▶ **Short exercise**
Copy, exactly as written, the lines that begin at the one containing "Reproduce this screenshot" and end at the one containing "import React from". Skip any pictures in the data below.

▶ **Data extract**
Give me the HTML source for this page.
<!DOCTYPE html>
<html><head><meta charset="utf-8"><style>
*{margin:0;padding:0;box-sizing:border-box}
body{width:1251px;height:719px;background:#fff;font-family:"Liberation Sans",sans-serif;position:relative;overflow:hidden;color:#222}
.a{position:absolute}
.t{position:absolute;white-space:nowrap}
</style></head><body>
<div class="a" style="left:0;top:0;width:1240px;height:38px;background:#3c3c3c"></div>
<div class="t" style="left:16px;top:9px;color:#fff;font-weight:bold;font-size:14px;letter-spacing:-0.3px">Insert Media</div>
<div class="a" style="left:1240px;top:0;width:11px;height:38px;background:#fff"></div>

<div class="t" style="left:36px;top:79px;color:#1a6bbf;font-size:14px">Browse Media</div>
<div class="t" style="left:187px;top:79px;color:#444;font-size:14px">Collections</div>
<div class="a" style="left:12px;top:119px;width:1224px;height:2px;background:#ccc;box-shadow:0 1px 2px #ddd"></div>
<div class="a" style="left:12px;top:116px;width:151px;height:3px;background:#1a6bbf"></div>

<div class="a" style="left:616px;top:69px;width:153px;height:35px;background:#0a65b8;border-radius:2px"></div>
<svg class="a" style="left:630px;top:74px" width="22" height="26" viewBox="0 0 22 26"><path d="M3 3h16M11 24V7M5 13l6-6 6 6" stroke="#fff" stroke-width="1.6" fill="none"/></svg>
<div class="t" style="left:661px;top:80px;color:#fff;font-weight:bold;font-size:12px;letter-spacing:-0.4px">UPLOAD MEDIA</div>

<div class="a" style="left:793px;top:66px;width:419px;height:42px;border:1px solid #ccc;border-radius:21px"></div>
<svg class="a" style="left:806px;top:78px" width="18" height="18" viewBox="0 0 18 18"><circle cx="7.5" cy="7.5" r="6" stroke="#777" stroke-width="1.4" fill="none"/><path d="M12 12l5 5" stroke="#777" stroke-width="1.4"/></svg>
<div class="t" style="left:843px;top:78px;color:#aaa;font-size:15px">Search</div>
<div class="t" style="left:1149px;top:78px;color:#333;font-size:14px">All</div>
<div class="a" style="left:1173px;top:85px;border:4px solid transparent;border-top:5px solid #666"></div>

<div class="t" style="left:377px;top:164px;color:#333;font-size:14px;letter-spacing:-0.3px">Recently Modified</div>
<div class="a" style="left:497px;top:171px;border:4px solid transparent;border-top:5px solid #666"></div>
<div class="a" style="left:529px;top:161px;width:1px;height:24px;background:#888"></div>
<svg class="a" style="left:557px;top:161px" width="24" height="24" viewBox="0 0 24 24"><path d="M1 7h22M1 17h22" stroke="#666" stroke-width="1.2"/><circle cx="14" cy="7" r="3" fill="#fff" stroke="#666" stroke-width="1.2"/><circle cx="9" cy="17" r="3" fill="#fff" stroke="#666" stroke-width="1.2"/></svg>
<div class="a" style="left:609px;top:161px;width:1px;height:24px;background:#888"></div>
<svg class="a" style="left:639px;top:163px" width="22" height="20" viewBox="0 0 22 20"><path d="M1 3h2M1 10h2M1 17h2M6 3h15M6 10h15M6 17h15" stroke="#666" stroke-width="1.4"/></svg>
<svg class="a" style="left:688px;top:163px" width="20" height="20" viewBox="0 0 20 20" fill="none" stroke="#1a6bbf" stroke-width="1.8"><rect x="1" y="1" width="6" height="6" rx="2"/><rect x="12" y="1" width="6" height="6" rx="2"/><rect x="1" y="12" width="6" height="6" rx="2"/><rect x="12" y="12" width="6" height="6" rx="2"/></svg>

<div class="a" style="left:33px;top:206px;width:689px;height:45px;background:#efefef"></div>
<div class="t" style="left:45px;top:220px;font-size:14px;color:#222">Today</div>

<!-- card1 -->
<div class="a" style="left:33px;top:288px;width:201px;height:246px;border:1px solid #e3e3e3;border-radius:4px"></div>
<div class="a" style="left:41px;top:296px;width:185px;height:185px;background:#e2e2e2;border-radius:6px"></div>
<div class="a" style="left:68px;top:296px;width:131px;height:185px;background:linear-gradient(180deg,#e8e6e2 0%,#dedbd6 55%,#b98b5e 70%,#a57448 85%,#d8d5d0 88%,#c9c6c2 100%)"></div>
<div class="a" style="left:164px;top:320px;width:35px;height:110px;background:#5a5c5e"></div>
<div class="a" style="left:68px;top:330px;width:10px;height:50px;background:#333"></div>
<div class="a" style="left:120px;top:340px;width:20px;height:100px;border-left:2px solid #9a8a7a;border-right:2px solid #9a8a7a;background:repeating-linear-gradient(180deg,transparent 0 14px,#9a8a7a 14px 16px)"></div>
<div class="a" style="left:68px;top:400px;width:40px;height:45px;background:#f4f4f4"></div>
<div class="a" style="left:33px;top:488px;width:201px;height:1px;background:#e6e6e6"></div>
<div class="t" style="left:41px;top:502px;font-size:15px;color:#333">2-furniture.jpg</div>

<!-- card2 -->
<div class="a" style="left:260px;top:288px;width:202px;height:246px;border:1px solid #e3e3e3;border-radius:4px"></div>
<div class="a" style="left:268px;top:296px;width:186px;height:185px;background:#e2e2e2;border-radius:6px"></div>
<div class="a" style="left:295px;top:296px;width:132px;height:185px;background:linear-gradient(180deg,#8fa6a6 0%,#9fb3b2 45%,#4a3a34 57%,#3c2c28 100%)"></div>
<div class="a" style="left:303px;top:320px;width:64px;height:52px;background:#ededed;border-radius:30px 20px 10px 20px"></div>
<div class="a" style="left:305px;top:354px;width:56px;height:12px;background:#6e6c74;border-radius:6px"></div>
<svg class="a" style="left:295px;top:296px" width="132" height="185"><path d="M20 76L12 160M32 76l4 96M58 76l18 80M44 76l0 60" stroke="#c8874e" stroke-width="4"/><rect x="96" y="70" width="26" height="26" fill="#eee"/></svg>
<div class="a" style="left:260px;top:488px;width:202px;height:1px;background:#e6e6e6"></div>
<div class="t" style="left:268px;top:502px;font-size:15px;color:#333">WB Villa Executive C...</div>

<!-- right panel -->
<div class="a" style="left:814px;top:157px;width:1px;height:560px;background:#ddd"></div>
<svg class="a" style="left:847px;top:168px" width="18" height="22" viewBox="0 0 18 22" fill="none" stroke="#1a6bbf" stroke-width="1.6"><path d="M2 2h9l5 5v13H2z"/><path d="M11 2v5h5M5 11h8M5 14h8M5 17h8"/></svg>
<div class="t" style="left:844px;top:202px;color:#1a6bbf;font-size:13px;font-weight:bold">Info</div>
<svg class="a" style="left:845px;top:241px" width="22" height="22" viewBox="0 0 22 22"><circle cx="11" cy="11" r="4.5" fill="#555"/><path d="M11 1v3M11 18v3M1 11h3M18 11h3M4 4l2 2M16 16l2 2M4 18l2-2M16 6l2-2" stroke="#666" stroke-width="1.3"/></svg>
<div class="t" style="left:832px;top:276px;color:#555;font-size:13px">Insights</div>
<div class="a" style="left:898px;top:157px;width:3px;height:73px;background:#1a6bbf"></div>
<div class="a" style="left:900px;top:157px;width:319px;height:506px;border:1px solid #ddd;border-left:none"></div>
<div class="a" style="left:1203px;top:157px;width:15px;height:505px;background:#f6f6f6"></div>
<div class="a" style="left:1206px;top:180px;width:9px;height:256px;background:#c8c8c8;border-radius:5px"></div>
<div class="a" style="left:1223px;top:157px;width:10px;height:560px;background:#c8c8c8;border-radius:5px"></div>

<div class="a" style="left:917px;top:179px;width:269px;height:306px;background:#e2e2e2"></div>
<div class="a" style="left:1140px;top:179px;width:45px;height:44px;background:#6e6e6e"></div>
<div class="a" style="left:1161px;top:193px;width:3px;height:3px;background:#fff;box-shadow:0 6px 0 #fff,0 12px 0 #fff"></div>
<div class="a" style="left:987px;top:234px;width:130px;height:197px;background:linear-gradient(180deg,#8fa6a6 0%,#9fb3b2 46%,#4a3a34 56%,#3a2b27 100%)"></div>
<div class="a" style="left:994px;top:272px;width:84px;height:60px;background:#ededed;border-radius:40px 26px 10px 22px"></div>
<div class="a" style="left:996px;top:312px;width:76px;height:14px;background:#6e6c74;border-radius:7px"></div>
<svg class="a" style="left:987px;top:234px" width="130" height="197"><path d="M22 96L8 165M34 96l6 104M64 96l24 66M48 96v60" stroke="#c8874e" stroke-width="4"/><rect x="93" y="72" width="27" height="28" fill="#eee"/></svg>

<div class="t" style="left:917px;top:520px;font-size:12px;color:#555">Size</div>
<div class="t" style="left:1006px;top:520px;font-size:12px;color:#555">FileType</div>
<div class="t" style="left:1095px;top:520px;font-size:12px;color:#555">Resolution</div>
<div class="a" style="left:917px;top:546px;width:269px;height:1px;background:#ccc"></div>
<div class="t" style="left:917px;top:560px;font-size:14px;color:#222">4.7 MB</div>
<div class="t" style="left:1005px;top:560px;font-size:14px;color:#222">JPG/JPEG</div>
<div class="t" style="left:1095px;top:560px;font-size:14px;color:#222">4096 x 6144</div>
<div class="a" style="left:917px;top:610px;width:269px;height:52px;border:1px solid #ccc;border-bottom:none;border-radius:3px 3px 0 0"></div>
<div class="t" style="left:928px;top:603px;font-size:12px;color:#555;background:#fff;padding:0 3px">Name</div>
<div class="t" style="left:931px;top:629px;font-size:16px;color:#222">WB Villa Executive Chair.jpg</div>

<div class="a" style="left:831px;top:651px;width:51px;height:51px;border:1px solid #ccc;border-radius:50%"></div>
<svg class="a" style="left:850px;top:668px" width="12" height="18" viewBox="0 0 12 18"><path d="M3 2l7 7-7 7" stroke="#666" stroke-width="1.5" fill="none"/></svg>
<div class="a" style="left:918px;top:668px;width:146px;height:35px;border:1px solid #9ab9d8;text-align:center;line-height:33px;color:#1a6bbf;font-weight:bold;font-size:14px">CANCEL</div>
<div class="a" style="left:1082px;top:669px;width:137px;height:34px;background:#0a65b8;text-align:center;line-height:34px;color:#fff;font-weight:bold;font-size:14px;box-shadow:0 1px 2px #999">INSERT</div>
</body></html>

==

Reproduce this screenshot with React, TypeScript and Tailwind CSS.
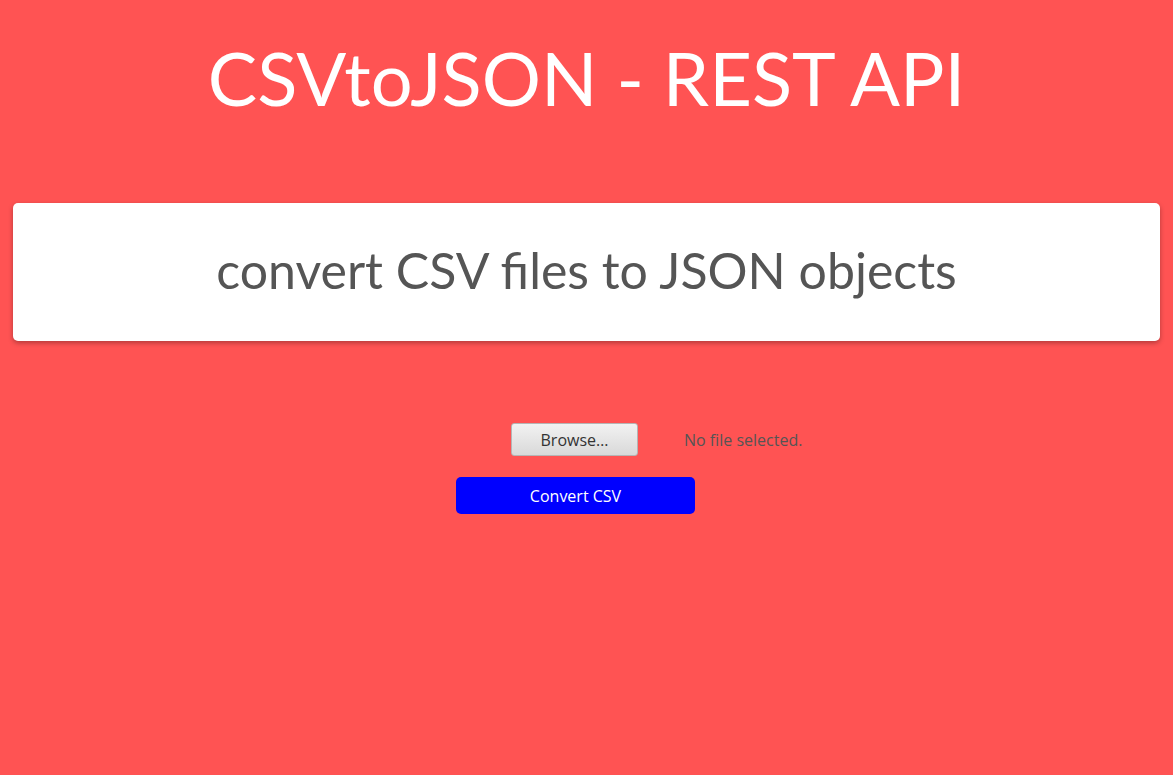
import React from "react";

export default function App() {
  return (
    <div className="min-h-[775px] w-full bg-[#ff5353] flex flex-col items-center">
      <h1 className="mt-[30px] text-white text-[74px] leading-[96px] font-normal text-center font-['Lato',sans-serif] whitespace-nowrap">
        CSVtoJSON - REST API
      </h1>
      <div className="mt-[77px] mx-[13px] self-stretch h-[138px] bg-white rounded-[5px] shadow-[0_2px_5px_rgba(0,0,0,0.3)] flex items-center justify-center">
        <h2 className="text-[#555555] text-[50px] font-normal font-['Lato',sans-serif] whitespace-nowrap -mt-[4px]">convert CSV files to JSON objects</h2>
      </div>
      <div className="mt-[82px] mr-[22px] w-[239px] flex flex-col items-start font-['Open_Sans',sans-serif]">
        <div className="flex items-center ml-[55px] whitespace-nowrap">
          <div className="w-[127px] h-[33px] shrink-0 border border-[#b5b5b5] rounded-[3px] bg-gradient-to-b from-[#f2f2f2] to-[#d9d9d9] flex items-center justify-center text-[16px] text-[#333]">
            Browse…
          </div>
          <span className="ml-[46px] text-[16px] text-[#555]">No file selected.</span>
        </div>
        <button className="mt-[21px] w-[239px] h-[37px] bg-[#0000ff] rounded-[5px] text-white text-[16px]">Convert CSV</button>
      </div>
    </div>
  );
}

▶ **Solution for this problem**
Reproduce this screenshot with React, TypeScript and Tailwind CSS.
import React from "react";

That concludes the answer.